Alles hatte begonnen, als nach dem Tod von Albert Haag (DRK) im Jahr 2001 Gudrun Augenstein am Runden Tisch – damals der psychosozialen Notfallversorgung – teilnahm. "Vielleicht lag es an meiner Biografie", erinnert sich die Frau, die zur Kriseninterventionshelferin ausgebildet wurde und mit drei Mitstreitern (darunter ihr Mann Viktor und Hans-Jürgen Köhl) im März 2002 den Notfallnachsorgedienst gründete. Ihre Schwester starb ein Jahr vor ihrer Geburt, der Vater, als Gudrun Augenstein 21 war und ein Pflegekind im Alter von vier Jahren. Mittlerweile gibt es sieben Einsatzleiter für die 40 Notfallnachsorger. Untereinander wird koordiniert, welches Team schnellstmöglich bereit und fähig ist, Hilfe anzubieten, wenn sie denn erwünscht ist. So unterschiedlich der Tod Menschen aus dem Leben reißt, so verschieden gehen Menschen mit Trauer um.

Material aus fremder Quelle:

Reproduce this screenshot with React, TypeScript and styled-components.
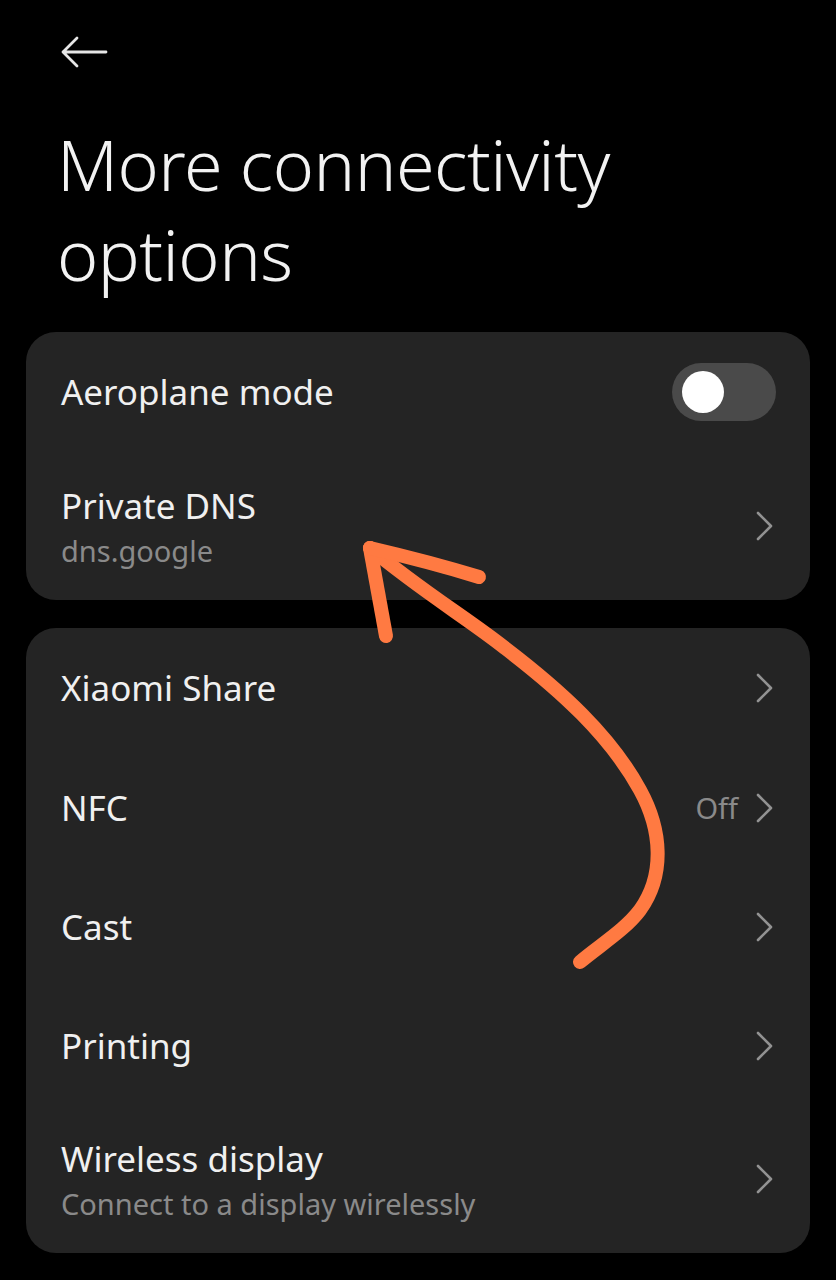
import React from "react";
import styled, { createGlobalStyle } from "styled-components";

const GlobalStyle = createGlobalStyle`
  html, body { margin: 0; padding: 0; background: #000; }
  body { font-family: "Noto Sans", Roboto, sans-serif; -webkit-font-smoothing: antialiased; }
  * { box-sizing: border-box; }
`;

const Page = styled.div`
  position: relative;
  width: 836px;
  height: 1280px;
  background: #000;
  overflow: hidden;
  padding: 0 26px;
`;

const Header = styled.div`
  height: 104px;
  display: flex;
  align-items: center;
  padding-left: 34px;
`;

const BackButton = styled.div`
  width: 50px;
  height: 36px;
  display: flex;
  align-items: center;
  color: #e6e6e6;
`;

const Title = styled.h1`
  margin: 15px 0 0 31px;
  font-family: "Noto Sans", sans-serif;
  font-weight: 300;
  font-size: 70px;
  line-height: 90px;
  color: #f2f2f2;
  letter-spacing: -0.5px;
  height: 213px;
`;

const Card = styled.div<{ $gap?: number }>`
  background: #242424;
  border-radius: 30px;
  margin-top: ${(p) => p.$gap ?? 0}px;
  display: flex;
  flex-direction: column;
`;

const Row = styled.div<{ $h: number }>`
  height: ${(p) => p.$h}px;
  display: flex;
  align-items: center;
  padding: 0 34px 0 35px;
`;

const TextBlock = styled.div<{ $twoLine?: boolean }>`
  flex: 1;
  display: flex;
  flex-direction: column;
  padding-top: ${(p) => (p.$twoLine ? 5 : 0)}px;
`;

const Label = styled.div`
  font-size: 35px;
  line-height: 44px;
  color: #f0f0f0;
  font-weight: 400;
`;

const Sub = styled.div`
  font-size: 29px;
  line-height: 46px;
  color: #8a8a8a;
`;

const Value = styled.div`
  font-size: 29px;
  color: #8a8a8a;
  margin-right: 18px;
`;

const Chevron = styled.div`
  width: 18px;
  height: 30px;
  margin-right: 2px;
  display: flex;
  align-items: center;
  color: #929292;
`;

const Toggle = styled.div`
  width: 104px;
  height: 58px;
  border-radius: 29px;
  background: #4a4a4a;
  display: flex;
  align-items: center;
  padding-left: 10px;
`;

const Knob = styled.div`
  width: 42px;
  height: 42px;
  border-radius: 50%;
  background: #fff;
`;

const Annotation = styled.svg`
  position: absolute;
  left: 0;
  top: 0;
  pointer-events: none;
`;

const ChevronIcon = () => (
  <Chevron>
    <svg width="18" height="30" viewBox="0 0 18 30">
      <path d="M2 2 L15 15 L2 28" fill="none" stroke="currentColor" strokeWidth="2.6" strokeLinecap="round" strokeLinejoin="round" />
    </svg>
  </Chevron>
);

type Item = { label: string; sub?: string; value?: string; h: number };

const card2: Item[] = [
  { label: "Xiaomi Share", h: 120 },
  { label: "NFC", value: "Off", h: 119 },
  { label: "Cast", h: 119 },
  { label: "Printing", h: 119 },
  { label: "Wireless display", sub: "Connect to a display wirelessly", h: 148 },
];

export default function App() {
  return (
    <Page>
      <GlobalStyle />
      <Header>
        <BackButton>
          <svg width="48" height="34" viewBox="0 0 48 34">
            <path d="M46 17 H3 M17 3 L3 17 L17 31" fill="none" stroke="currentColor" strokeWidth="2.8" strokeLinecap="round" strokeLinejoin="round" />
          </svg>
        </BackButton>
      </Header>
      <Title>
        More connectivity
        <br />
        options
      </Title>
      <Card $gap={0}>
        <Row $h={120}>
          <TextBlock>
            <Label>Aeroplane mode</Label>
          </TextBlock>
          <Toggle>
            <Knob />
          </Toggle>
        </Row>
        <Row $h={148}>
          <TextBlock $twoLine>
            <Label>Private DNS</Label>
            <Sub>dns.google</Sub>
          </TextBlock>
          <ChevronIcon />
        </Row>
      </Card>
      <Card $gap={28}>
        {card2.map((it) => (
          <Row key={it.label} $h={it.h}>
            <TextBlock $twoLine={!!it.sub}>
              <Label>{it.label}</Label>
              {it.sub && <Sub>{it.sub}</Sub>}
            </TextBlock>
            {it.value && <Value>{it.value}</Value>}
            <ChevronIcon />
          </Row>
        ))}
      </Card>
      <Annotation width="836" height="1280" viewBox="0 0 836 1280">
        <g fill="none" stroke="#FF7A42" strokeWidth="14" strokeLinecap="round" strokeLinejoin="round">
          <path d="M580 962 C600 945 625 930 640 910 C665 875 662 830 640 790 C610 735 560 690 505 648 C470 620 420 590 370 548" />
          <path d="M370 548 L386 636" />
          <path d="M370 548 C400 555 440 565 479 577" />
        </g>
      </Annotation>
    </Page>
  );
}
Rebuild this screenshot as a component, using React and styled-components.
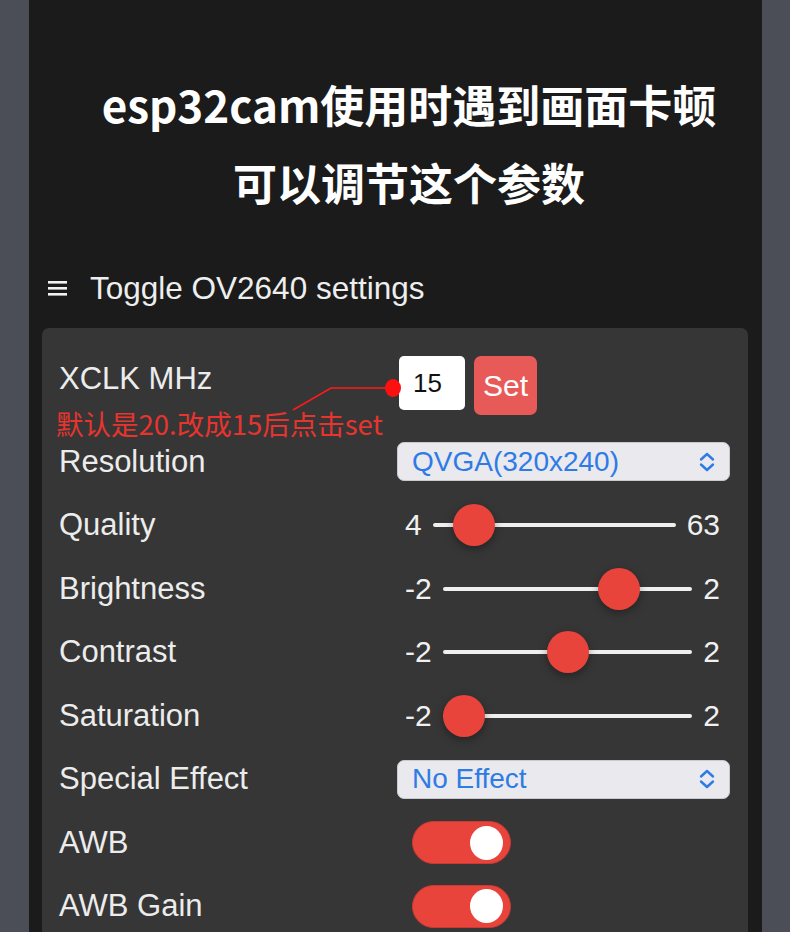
import React from "react";
import styled, { createGlobalStyle } from "styled-components";

const GlobalStyle = createGlobalStyle`
  html, body {
    margin: 0;
    padding: 0;
    background: #4b4e56;
  }
  body {
    font-family: "Liberation Sans", Arial, sans-serif;
  }
`;

const sliders = [
  { label: "Quality", min: 4, max: 63, value: 10 },
  { label: "Brightness", min: -2, max: 2, value: 1 },
  { label: "Contrast", min: -2, max: 2, value: 0 },
  { label: "Saturation", min: -2, max: 2, value: -2 },
];

function ChevronsIcon() {
  return (
    <svg width="18" height="22" viewBox="0 0 18 22" fill="none">
      <path d="M3 8.5 L9 3 L15 8.5" stroke="#2f7be6" strokeWidth="2.4" strokeLinecap="round" strokeLinejoin="round" />
      <path d="M3 13.5 L9 19 L15 13.5" stroke="#2f7be6" strokeWidth="2.4" strokeLinecap="round" strokeLinejoin="round" />
    </svg>
  );
}

function MenuIcon() {
  return (
    <svg width="19" height="16" viewBox="0 0 19 16">
      <rect x="0" y="1" width="19" height="2.6" fill="#f2f2f2" />
      <rect x="0" y="7" width="19" height="2.6" fill="#f2f2f2" />
      <rect x="0" y="13" width="19" height="2.6" fill="#f2f2f2" />
    </svg>
  );
}

function Slider({ min, max, value }) {
  const frac = (value - min) / (max - min);
  return (
    <SliderWrap>
      <RangeValue>{min}</RangeValue>
      <Track>
        <Thumb style={{ left: `calc(${frac} * (100% - 42px))` }} />
      </Track>
      <RangeValue>{max}</RangeValue>
    </SliderWrap>
  );
}

function Select({ text }) {
  return (
    <SelectBox>
      <span>{text}</span>
      <ChevronsIcon />
    </SelectBox>
  );
}

export default function App() {
  return (
    <>
      <GlobalStyle />
      <Page>
        <TitleBlock>
          <TitleLine>esp32cam使用时遇到画面卡顿</TitleLine>
          <TitleLine>可以调节这个参数</TitleLine>
        </TitleBlock>

        <Header>
          <MenuIcon />
          <HeaderText>Toggle OV2640 settings</HeaderText>
        </Header>

        <Panel>
          <XclkRow>
            <Label>XCLK MHz</Label>
            <XclkControls>
              <NumberBox>15</NumberBox>
              <SetButton>Set</SetButton>
            </XclkControls>
            <Note>
              <NoteLine width="112" height="40" viewBox="0 0 112 40">
                <polyline points="3,33 41,11 104,11" fill="none" stroke="#ff1a1a" strokeWidth="1.6" />
                <ellipse cx="103" cy="11" rx="8" ry="9" fill="#ff1010" />
              </NoteLine>
              <NoteText>默认是20.改成15后点击set</NoteText>
            </Note>
          </XclkRow>

          <Row>
            <Label>Resolution</Label>
            <Select text="QVGA(320x240)" />
          </Row>

          {sliders.map(s => (
            <Row key={s.label}>
              <Label>{s.label}</Label>
              <Slider min={s.min} max={s.max} value={s.value} />
            </Row>
          ))}

          <Row>
            <Label>Special Effect</Label>
            <Select text="No Effect" />
          </Row>

          <Row>
            <Label>AWB</Label>
            <Toggle>
              <Knob />
            </Toggle>
          </Row>

          <Row>
            <Label>AWB Gain</Label>
            <Toggle>
              <Knob />
            </Toggle>
          </Row>
        </Panel>
      </Page>
    </>
  );
}

const Page = styled.div`
  width: 733px;
  height: 932px;
  margin: 0 0 0 29px;
  background: #1b1b1b;
  padding: 0 14px 0 13px;
  box-sizing: border-box;
  overflow: hidden;
`;

const TitleBlock = styled.div`
  padding: 74px 0 0 28px;
  display: flex;
  flex-direction: column;
  align-items: center;
  gap: 18px;
`;

const TitleLine = styled.div`
  font-family: "Noto Sans CJK SC", sans-serif;
  font-weight: 700;
  font-size: 44px;
  line-height: 60px;
  color: #ffffff;
  white-space: nowrap;
`;

const Header = styled.div`
  margin-top: 52px;
  height: 48px;
  display: flex;
  align-items: center;
  gap: 23px;
  padding-left: 6px;
`;

const HeaderText = styled.span`
  font-size: 31.5px;
  color: #eeeeee;
`;

const Panel = styled.div`
  margin-top: 16px;
  background: #363636;
  border-radius: 7px;
  padding: 15px 18px 20px 17px;
  min-height: 700px;
`;

const Row = styled.div`
  display: grid;
  grid-template-columns: 338px 1fr;
  align-items: center;
  height: 63.5px;
`;

const XclkRow = styled(Row)`
  position: relative;
  margin-bottom: 23.5px;
`;

const Label = styled.div`
  font-size: 31px;
  color: #ececec;
  white-space: nowrap;
`;

const XclkControls = styled.div`
  display: flex;
  align-items: flex-start;
  gap: 9px;
  padding: 13px 0 0 2px;
`;

const NumberBox = styled.div`
  width: 66px;
  height: 54px;
  box-sizing: border-box;
  background: #ffffff;
  border-radius: 5px;
  color: #111111;
  font-size: 26px;
  padding: 12px 0 0 14px;
`;

const SetButton = styled.div`
  width: 63px;
  height: 59px;
  border-radius: 7px;
  background: #e85a58;
  color: #ffffff;
  font-size: 30px;
  display: flex;
  align-items: center;
  justify-content: center;
`;

const Note = styled.div`
  position: absolute;
  left: -3px;
  top: 25px;
  width: 350px;
  height: 90px;
`;

const NoteLine = styled.svg`
  position: absolute;
  left: 234px;
  top: 9px;
`;

const NoteText = styled.div`
  position: absolute;
  left: 0;
  top: 38px;
  font-family: "Noto Sans CJK SC", sans-serif;
  font-size: 27.5px;
  line-height: 34px;
  color: #e8342f;
  white-space: nowrap;
`;

const SelectBox = styled.div`
  height: 39px;
  box-sizing: border-box;
  background: #e9e9ee;
  border: 1px solid #c9c9cf;
  border-radius: 7px;
  display: flex;
  align-items: center;
  justify-content: space-between;
  padding: 0 13px 0 14px;
  color: #2f7be6;
  font-size: 28px;
`;

const SliderWrap = styled.div`
  display: flex;
  align-items: center;
  gap: 11px;
  padding: 0 10px 0 8px;
`;

const RangeValue = styled.span`
  font-size: 30px;
  color: #f0f0f0;
`;

const Track = styled.div`
  position: relative;
  flex: 1;
  height: 4px;
  border-radius: 2px;
  background: #efefef;
`;

const Thumb = styled.div`
  position: absolute;
  top: -19px;
  width: 42px;
  height: 42px;
  border-radius: 50%;
  background: #e8443c;
  box-shadow: 0 3px 8px rgba(0, 0, 0, 0.35);
`;

const Toggle = styled.div`
  margin-left: 15px;
  width: 99px;
  height: 43px;
  box-sizing: border-box;
  border-radius: 22px;
  background: #e8443c;
  border: 1px solid #c93a33;
  display: flex;
  align-items: center;
  justify-content: flex-end;
  padding-right: 7px;
`;

const Knob = styled.div`
  width: 33px;
  height: 34px;
  border-radius: 50%;
  background: #ffffff;
`;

Wenn Rettungskräfte, Notärzte, Polizei oder Feuerwehr nichts mehr tun können oder die schlimmste Nachricht von allen überbringen müssen, beginnt für die Notfallnachsorge der Akut-Einsatz, der bis zum Zeitpunkt der Beerdigung dauern kann. Es ist eine Zeitspanne, die Hinterbliebenen manchmal wie ein Tunnel oder wie ein Film vorkommt. "Manchmal sind wir auch so etwas wie Erlaubnisgeber", erklärt Augenstein, deren erster Einsatz eine Selbsttötung war. Als ein 16-jähriges Mädchen zwei Tage nach dem Unfalltod ihres ein Jahr älteren Bruders fragte: "Darf ich jetzt überhaupt tanzen gehen? Was sagen die Leute?" Die Antwort: "Jeder hat seine Form der Trauerverarbeitung."

Ein Jahr lang werden in 130 Unterrichtseinheiten künftige Notfallnachsorger ausgebildet. Einige brechen ab, andere steigen nach ein paar Jahren aus. "Es macht einen menschlich reifer", meint Augenstein. Stolz ist sie darauf, ihren Teil zu einem intakten Netzwerk beigetragen zu haben. So wurden im Frühjahr acht Helfer der Notfallnachsorge gemeinsam mit fünf Kollegen des Kriseninterventionsteams ausgebildet.